= YOUR INSTRUCTIONS =
Return exactly, please, the lines that run from the line with "Output the component" to the line with "($active ? '#53697c'", ends included, and omit all pictures.

Part of a data file:
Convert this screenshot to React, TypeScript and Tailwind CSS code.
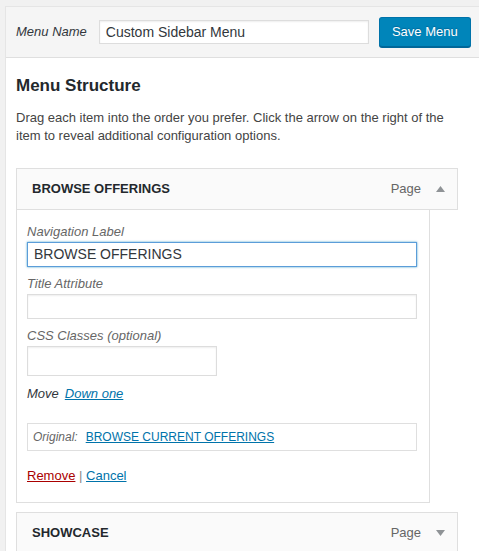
import React from "react";

function Arrow({ up }: { up: boolean }) {
  return (
    <svg width="9" height="6" viewBox="0 0 9 6" className="block">
      {up ? (
        <polygon points="4.5,0 9,6 0,6" fill="#8f9396" />
      ) : (
        <polygon points="0,0 9,0 4.5,6" fill="#8f9396" />
      )}
    </svg>
  );
}

function ItemHandle({ title, up }: { title: string; up: boolean }) {
  return (
    <div className="w-[442px] h-[42px] border border-[#dfdfdf] bg-[#fafafa] flex items-center pl-[15px] pr-[12px]">
      <span className="text-[13px] font-bold text-[#23282d] leading-[18px]">{title}</span>
      <span className="ml-auto text-[13px] text-[#666] leading-[18px]">Page</span>
      <span className="ml-[15px]">
        <Arrow up={up} />
      </span>
    </div>
  );
}

export default function App() {
  return (
    <div className="min-h-[551px] bg-[#f1f1f1] pl-[5px] pt-[6px] font-['Liberation_Sans',Arial,sans-serif] text-[#444] overflow-hidden">
      <div className="border-l border-t border-[#e5e5e5] bg-white min-h-[545px]">
        <div className="h-[51px] bg-[#f5f5f5] border-b border-[#dfdfdf] flex items-center pl-[10px]">
          <span className="italic text-[13px] text-[#32373c]">Menu Name</span>
          <div className="ml-[12px] w-[270px] h-[24px] bg-white border border-[#ddd] shadow-[inset_0_1px_2px_rgba(0,0,0,0.07)] flex items-center pl-[6px] text-[14px] text-[#32373c]">
            Custom Sidebar Menu
          </div>
          <button className="ml-[10px] w-[92px] h-[30px] rounded-[3px] bg-[#0085ba] border border-[#0073aa] border-b-[#006799] shadow-[0_1px_0_#006799] text-white text-[13px] [text-shadow:0_-1px_1px_#006799]">
            Save Menu
          </button>
        </div>
        <div className="pl-[10px]">
          <h2 className="mt-[16px] text-[17px] leading-[24px] font-bold text-[#23282d]">Menu Structure</h2>
          <p className="mt-[11px] text-[13px] leading-[18px] text-[#444]">
            Drag each item into the order you prefer. Click the arrow on the right of the
            <br />
            item to reveal additional configuration options.
          </p>
          <div className="mt-[23px]">
            <ItemHandle title="BROWSE OFFERINGS" up={true} />
            <div className="w-[414px] border border-t-0 border-[#dfdfdf] bg-white px-[10px] pt-[13px] pb-[17px]">
              <div className="italic text-[13px] leading-[18px] text-[#666]">Navigation Label</div>
              <div className="mt-[1px] w-[390px] h-[25px] bg-white border border-[#5b9dd9] shadow-[0_0_2px_rgba(30,140,190,0.8)] flex items-center pl-[6px] text-[14px] text-[#32373c]">
                BROWSE OFFERINGS
              </div>
              <div className="mt-[8px] italic text-[13px] leading-[18px] text-[#666]">Title Attribute</div>
              <div className="mt-[1px] w-[390px] h-[25px] bg-white border border-[#ddd] shadow-[inset_0_1px_2px_rgba(0,0,0,0.07)]" />
              <div className="mt-[8px] italic text-[13px] leading-[18px] text-[#666]">CSS Classes (optional)</div>
              <div className="mt-[1px] w-[190px] h-[30px] bg-white border border-[#ddd] shadow-[inset_0_1px_2px_rgba(0,0,0,0.07)]" />
              <div className="mt-[9px] flex text-[13px] leading-[18px] italic">
                <span className="text-[#32373c]">Move</span>
                <a className="ml-[6px] text-[#0073aa] underline">Down one</a>
              </div>
              <div className="mt-[20px] w-[390px] h-[28px] border border-[#dfdfdf] flex items-center pl-[5px] text-[12px]">
                <span className="italic text-[#666]">Original:</span>
                <a className="ml-[8px] text-[#0073aa] underline">BROWSE CURRENT OFFERINGS</a>
              </div>
              <div className="mt-[16px] text-[13px] leading-[18px]">
                <a className="text-[#a00] underline">Remove</a>
                <span className="text-[#888]"> | </span>
                <a className="text-[#0073aa] underline">Cancel</a>
              </div>
            </div>
            <div className="mt-[9px]">
              <ItemHandle title="SHOWCASE" up={false} />
            </div>
          </div>
        </div>
      </div>
    </div>
  );
}
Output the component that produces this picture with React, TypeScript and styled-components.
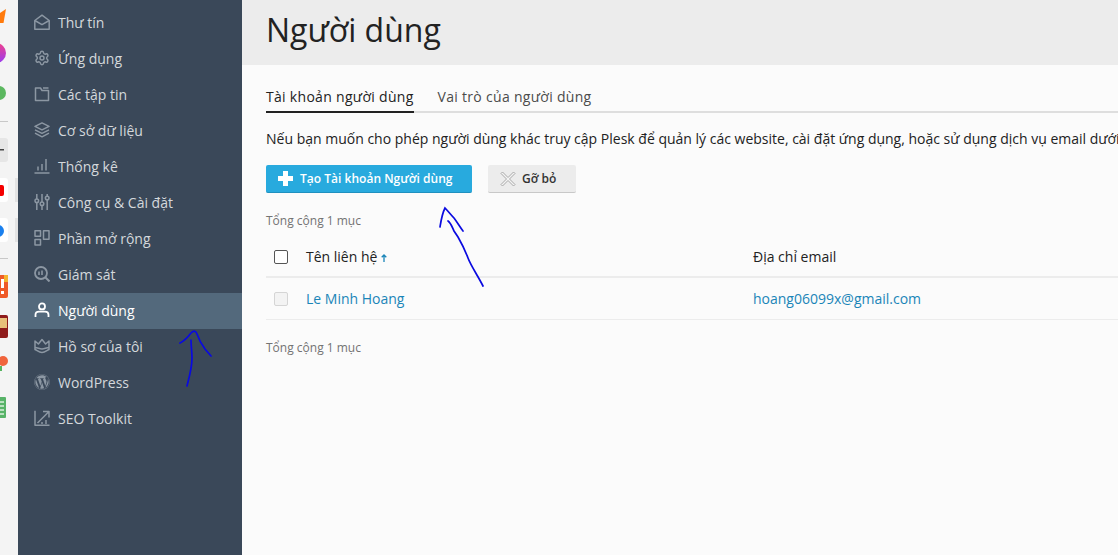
import React from 'react';
import styled, { createGlobalStyle } from 'styled-components';
import { FaWordpress } from 'react-icons/fa';
import { Settings } from 'lucide-react';

const GlobalStyle = createGlobalStyle`
  html, body {
    margin: 0;
    padding: 0;
    background: #fbfbfb;
    font-family: 'Open Sans', 'Noto Sans', sans-serif;
  }
  * {
    box-sizing: border-box;
  }
`;

const Page = styled.div`
  position: relative;
  display: flex;
  width: 1118px;
  height: 555px;
  overflow: hidden;
`;

const BrowserStrip = styled.svg`
  flex: 0 0 18px;
  width: 18px;
  height: 555px;
`;

const Sidebar = styled.nav`
  flex: 0 0 224px;
  display: flex;
  flex-direction: column;
  padding-top: 5px;
  background: #3a4859;
`;

const NavItem = styled.a<{ $active?: boolean }>`
  display: flex;
  align-items: center;
  gap: 8px;
  height: 36px;
  padding-left: 16px;
  padding-bottom: 2px;
  font-size: 14px;
  color: ${({ $active }) => ($active ? '#ffffff' : '#d4d8dc')};
  background: ${({ $active }) => ($active ? '#53697c' : 'transparent')};

  svg {
    flex: 0 0 16px;
    width: 16px;
    height: 16px;
    color: ${({ $active }) => ($active ? '#ffffff' : '#8c97a3')};
  }
`;

const CollapseColumn = styled.div`
  flex: 0 0 24px;
  padding-top: 343px;
  background: #fbfbfb;
`;

const CollapseHandle = styled.div`
  display: flex;
  align-items: center;
  justify-content: center;
  width: 16px;
  height: 88px;
  background: #e9e9e9;
  border-radius: 0 3px 3px 0;

  svg {
    width: 8px;
    height: 10px;
  }
`;

const Main = styled.main`
  flex: 1;
  min-width: 0;
  margin-left: -24px;
  background: #fbfbfb;
`;

const Header = styled.header`
  height: 65px;
  padding: 8px 0 0 24px;
  background: #ececec;
`;

const Title = styled.h1`
  margin: 0;
  font-size: 32px;
  font-weight: 400;
  line-height: 44px;
  color: #222222;
`;

const Content = styled.div`
  padding: 20px 0 0 24px;
`;

const Tabs = styled.div`
  display: flex;
  gap: 24px;
  height: 28px;
  border-bottom: 2px solid #dedede;
`;

const Tab = styled.div<{ $active?: boolean }>`
  height: 28px;
  font-size: 14px;
  line-height: 24px;
  letter-spacing: 0.3px;
  color: ${({ $active }) => ($active ? '#222222' : '#4b4b4b')};
  border-bottom: 2px solid ${({ $active }) => ($active ? '#222222' : 'transparent')};
`;

const Description = styled.p`
  margin: 14px 0 0;
  font-size: 14px;
  line-height: 24px;
  color: #222222;
  white-space: nowrap;
`;

const Toolbar = styled.div`
  display: flex;
  gap: 16px;
  margin-top: 14px;
`;

const Button = styled.div<{ $primary?: boolean }>`
  display: flex;
  align-items: center;
  height: 28px;
  font-size: 12px;
  font-weight: 600;
  letter-spacing: 0.02px;
  border-radius: 2px;
  color: ${({ $primary }) => ($primary ? '#ffffff' : '#333333')};
  background: ${({ $primary }) => ($primary ? '#28aade' : '#ececec')};
  border-bottom: 1px solid ${({ $primary }) => ($primary ? '#1f90bf' : '#c8c8c8')};
`;

const CreateButton = styled(Button)`
  gap: 7px;
  width: 206px;
  padding-left: 12px;

  svg {
    width: 15px;
    height: 15px;
  }
`;

const RemoveButton = styled(Button)`
  gap: 6px;
  width: 88px;
  padding-left: 12px;

  svg {
    width: 16px;
    height: 16px;
  }
`;

const Total = styled.div`
  font-size: 12px;
  line-height: 16px;
  color: #737373;
`;

const TopTotal = styled(Total)`
  margin-top: 20px;
`;

const BottomTotal = styled(Total)`
  margin-top: 20px;
`;

const Row = styled.div`
  display: grid;
  grid-template-columns: 40px 447px 1fr;
  align-items: center;
  font-size: 14px;
`;

const HeadRow = styled(Row)`
  height: 41px;
  margin-top: 8px;
  color: #222222;
  border-bottom: 2px solid #ececec;
`;

const BodyRow = styled(Row)`
  height: 42px;
  color: #1a85b8;
  border-bottom: 1px solid #ececec;
`;

const CheckCell = styled.div`
  padding-left: 8px;
`;

const Check = styled.div<{ $disabled?: boolean }>`
  width: 14px;
  height: 14px;
  border-radius: 2px;
  background: ${({ $disabled }) => ($disabled ? '#f3f3f3' : '#ffffff')};
  border: 1px solid ${({ $disabled }) => ($disabled ? '#d5d5d5' : '#555555')};
`;

const NameHeading = styled.div`
  display: flex;
  align-items: center;
  gap: 4px;

  svg {
    width: 6px;
    height: 8px;
    margin-top: 2px;
  }
`;

const Scribbles = styled.svg`
  position: absolute;
  inset: 0;
  width: 1118px;
  height: 555px;
  pointer-events: none;
`;

const strokeProps = {
  fill: 'none',
  stroke: 'currentColor',
  strokeWidth: 1.5,
  strokeLinejoin: 'round' as const,
};

const MailIcon = () => (
  <svg viewBox="0 0 16 16" {...strokeProps}>
    <path d="M.8 6.5 8 1.2l7.2 5.3v8.7H.8z" />
    <path d="M.8 6.5 8 10.6l7.2-4.1" />
  </svg>
);

const FolderIcon = () => (
  <svg viewBox="0 0 16 16" {...strokeProps}>
    <path d="M1.500 2h5l1.500 2.500h6.500V14.500h-13z" />
    <path d="M9 2h5.500" />
  </svg>
);

const LayersIcon = () => (
  <svg viewBox="0 0 16 16" {...strokeProps}>
    <path d="M8 .9 15 4.400 8 7.900 1 4.400z" />
    <path d="M1 7.800l7 3.500 7-3.500" />
    <path d="M1 11.200l7 3.600 7-3.600" />
  </svg>
);

const ChartIcon = () => (
  <svg viewBox="0 0 16 16" {...strokeProps}>
    <path d="M.5 15h15M4 12.500V8.500M8 12.500V6M12 12.500V1" />
  </svg>
);

const SlidersIcon = () => (
  <svg viewBox="0 0 16 16" {...strokeProps}>
    <path d="M2.800 0v5M2.800 8.500V16M8 0v8M8 11.500V16M13.200 0v2M13.200 6V16" />
    <circle cx="2.800" cy="6.800" r="1.800" />
    <circle cx="8" cy="9.800" r="1.800" />
    <circle cx="13.200" cy="4" r="1.800" />
  </svg>
);

const ExtensionsIcon = () => (
  <svg viewBox="0 0 16 16" {...strokeProps}>
    <rect x="1" y=".8" width="5.500" height="5.500" />
    <rect x="1" y="9.500" width="5.500" height="5.500" />
    <rect x="9.500" y=".8" width="5.500" height="8.500" />
  </svg>
);

const MonitorIcon = () => (
  <svg viewBox="0 0 16 16" {...strokeProps}>
    <circle cx="7" cy="7" r="6" strokeWidth="1.800" />
    <path d="m11.500 11.500 4 4" strokeWidth="2" />
    <path d="M5 5.500v3.500M8 4.500v4.500" strokeWidth="1.600" />
  </svg>
);

const UserIcon = () => (
  <svg viewBox="0 0 16 16" {...strokeProps} strokeWidth={1.8}>
    <circle cx="8" cy="4.400" r="3" />
    <path d="M1.500 15v-2.200C1.500 10.600 3 9.600 5 9.600h6c2 0 3.500 1 3.500 3.200V15" />
  </svg>
);

const CrownIcon = () => (
  <svg viewBox="0 0 16 16" {...strokeProps}>
    <path d="M1 3l3.400 3L8 1.500 11.600 6 15 3v8.500c-2 1-4.500 3-7 3s-5-2-7-3z" />
    <path d="M1 9.500c2.500 0 4.500 1.500 7 1.500s4.500-1.500 7-1.500" />
  </svg>
);

const SeoIcon = () => (
  <svg viewBox="0 0 16 16" {...strokeProps}>
    <path d="M1 .8V15.200H15.500" />
    <path d="M3.500 13 14.500 2M9 1.500h6V7.500M8 12v2M12 10v4" />
  </svg>
);

const navItems = [
  { label: 'Thư tín', icon: <MailIcon /> },
  { label: 'Ứng dụng', icon: <Settings strokeWidth={2.2} /> },
  { label: 'Các tập tin', icon: <FolderIcon /> },
  { label: 'Cơ sở dữ liệu', icon: <LayersIcon /> },
  { label: 'Thống kê', icon: <ChartIcon /> },
  { label: 'Công cụ & Cài đặt', icon: <SlidersIcon /> },
  { label: 'Phần mở rộng', icon: <ExtensionsIcon /> },
  { label: 'Giám sát', icon: <MonitorIcon /> },
  { label: 'Người dùng', icon: <UserIcon />, active: true },
  { label: 'Hồ sơ của tôi', icon: <CrownIcon /> },
  { label: 'WordPress', icon: <FaWordpress /> },
  { label: 'SEO Toolkit', icon: <SeoIcon /> },
];

const App: React.FC = () => (
  <Page>
    <GlobalStyle />
    <BrowserStrip viewBox="0 0 18 555">
      <defs>
        <linearGradient id="messenger" x1="0" y1="0" x2="0" y2="1">
          <stop offset="0" stopColor="#f0408c" />
          <stop offset="1" stopColor="#9a3cf0" />
        </linearGradient>
      </defs>
      <rect width="18" height="555" fill="#f4f4f4" />
      <path d="M6 9 3.500 23H0V13z" fill="#ff7a0c" />
      <circle cx="-4" cy="53" r="10" fill="url(#messenger)" />
      <circle cx="-1" cy="93" r="7" fill="#5cb860" />
      <rect y="121" width="8" height="1" fill="#c8c8c8" />
      <rect x="-6" y="138" width="14" height="24" rx="3" fill="#e6e6e6" />
      <rect y="149" width="4" height="1.500" fill="#444" />
      <rect x="-6" y="178" width="14" height="24" rx="3" fill="#fff" />
      <rect x="-4" y="185" width="8" height="11" rx="2" fill="#f40000" />
      <rect x="15" y="178" width="3" height="24" fill="#e3e3e3" />
      <rect x="-6" y="218" width="14" height="24" rx="3" fill="#fff" />
      <circle cx="-2" cy="231" r="6" fill="#1a80ee" />
      <rect x="15" y="218" width="3" height="24" fill="#e3e3e3" />
      <rect y="258" width="8" height="1" fill="#c8c8c8" />
      <rect x="-4" y="275" width="12" height="23" rx="2" fill="#ef5a28" />
      <rect x="4" y="275" width="4" height="7" fill="#f5b32e" />
      <rect x="1" y="279" width="3" height="9" fill="#fff" />
      <rect x="1" y="291" width="3" height="3" fill="#fff" />
      <rect x="-4" y="315" width="12" height="23" rx="2" fill="#8e1b1b" />
      <rect y="318" width="7" height="10" fill="#e8c07a" />
      <circle cx="3" cy="361" r="5" fill="#f0643c" />
      <rect y="366" width="2" height="5" fill="#55b45f" />
      <rect x="-4" y="397" width="10" height="21" rx="1" fill="#58b368" />
      <path d="M0 402h4M0 406h4M0 410h4M0 414h4" stroke="#d9efdc" strokeWidth="1.500" />
    </BrowserStrip>
    <Sidebar>
      {navItems.map((item) => (
        <NavItem key={item.label} $active={item.active}>
          {item.icon}
          {item.label}
        </NavItem>
      ))}
    </Sidebar>
    <CollapseColumn>
      <CollapseHandle>
        <svg viewBox="0 0 8 10" fill="none" stroke="#333" strokeWidth="1.200">
          <path d="M5.500 1 2.500 5l3 4" />
        </svg>
      </CollapseHandle>
    </CollapseColumn>
    <Main>
      <Header>
        <Title>Người dùng</Title>
      </Header>
      <Content>
        <Tabs>
          <Tab $active>Tài khoản người dùng</Tab>
          <Tab>Vai trò của người dùng</Tab>
        </Tabs>
        <Description>
          Nếu bạn muốn cho phép người dùng khác truy cập Plesk để quản lý các website, cài đặt ứng dụng, hoặc sử dụng dịch vụ email dưới
        </Description>
        <Toolbar>
          <CreateButton $primary>
            <svg viewBox="0 0 15 15" fill="#fff">
              <path d="M5 0h5v5h5v5h-5v5H5v-5H0V5h5z" />
            </svg>
            Tạo Tài khoản Người dùng
          </CreateButton>
          <RemoveButton>
            <svg viewBox="0 0 16 16" fill="#f4f4f4" stroke="#a8a8a8" strokeWidth="1">
              <path d="M2.500 1 8 6.500 13.500 1 15 2.500 9.500 8l5.500 5.500-1.500 1.500L8 9.500 2.500 15 1 13.500 6.500 8 1 2.500z" />
            </svg>
            Gỡ bỏ
          </RemoveButton>
        </Toolbar>
        <TopTotal>Tổng cộng 1 mục</TopTotal>
        <HeadRow>
          <CheckCell>
            <Check />
          </CheckCell>
          <NameHeading>
            Tên liên hệ
            <svg viewBox="0 0 6 8" fill="none" stroke="#1a85b8" strokeWidth="1.300">
              <path d="M3 8V1M.7 3.300 3 1l2.300 2.300" />
            </svg>
          </NameHeading>
          <div>Địa chỉ email</div>
        </HeadRow>
        <BodyRow>
          <CheckCell>
            <Check $disabled />
          </CheckCell>
          <div>Le Minh Hoang</div>
          <div>hoang06099x@gmail.com</div>
        </BodyRow>
        <BottomTotal>Tổng cộng 1 mục</BottomTotal>
      </Content>
    </Main>
    <Scribbles viewBox="0 0 1118 555" fill="none" stroke="#0a0ae0" strokeWidth="1.700" strokeLinecap="round">
      <path d="M187 386c2-8 5-18 5-28 0-6-1-12-1-18" />
      <path d="M180 343c4-2 8-6 11-10 3-3 5-2 6 1 2 6 5 11 8 15l6 7" />
      <path d="M440 227c1-6 2-13 5-19 3 3 6 7 9 10 3 4 6 9 9 13" />
      <path d="M448 221c3 2 4 6 6 10l4 6c4 7 7 13 10 21 3 8 10 18 15 28" />
    </Scribbles>
  </Page>
);

export default App;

= SOLUTION TO THIS EXERCISE =
Output the component that produces this picture with React, TypeScript and styled-components.
import React from 'react';
import styled, { createGlobalStyle } from 'styled-components';
import { FaWordpress } from 'react-icons/fa';
import { Settings } from 'lucide-react';

const GlobalStyle = createGlobalStyle`
  html, body {
    margin: 0;
    padding: 0;
    background: #fbfbfb;
    font-family: 'Open Sans', 'Noto Sans', sans-serif;
  }
  * {
    box-sizing: border-box;
  }
`;

const Page = styled.div`
  position: relative;
  display: flex;
  width: 1118px;
  height: 555px;
  overflow: hidden;
`;

const BrowserStrip = styled.svg`
  flex: 0 0 18px;
  width: 18px;
  height: 555px;
`;

const Sidebar = styled.nav`
  flex: 0 0 224px;
  display: flex;
  flex-direction: column;
  padding-top: 5px;
  background: #3a4859;
`;

const NavItem = styled.a<{ $active?: boolean }>`
  display: flex;
  align-items: center;
  gap: 8px;
  height: 36px;
  padding-left: 16px;
  padding-bottom: 2px;
  font-size: 14px;
  color: ${({ $active }) => ($active ? '#ffffff' : '#d4d8dc')};
  background: ${({ $active }) => ($active ? '#53697c' : 'transparent')};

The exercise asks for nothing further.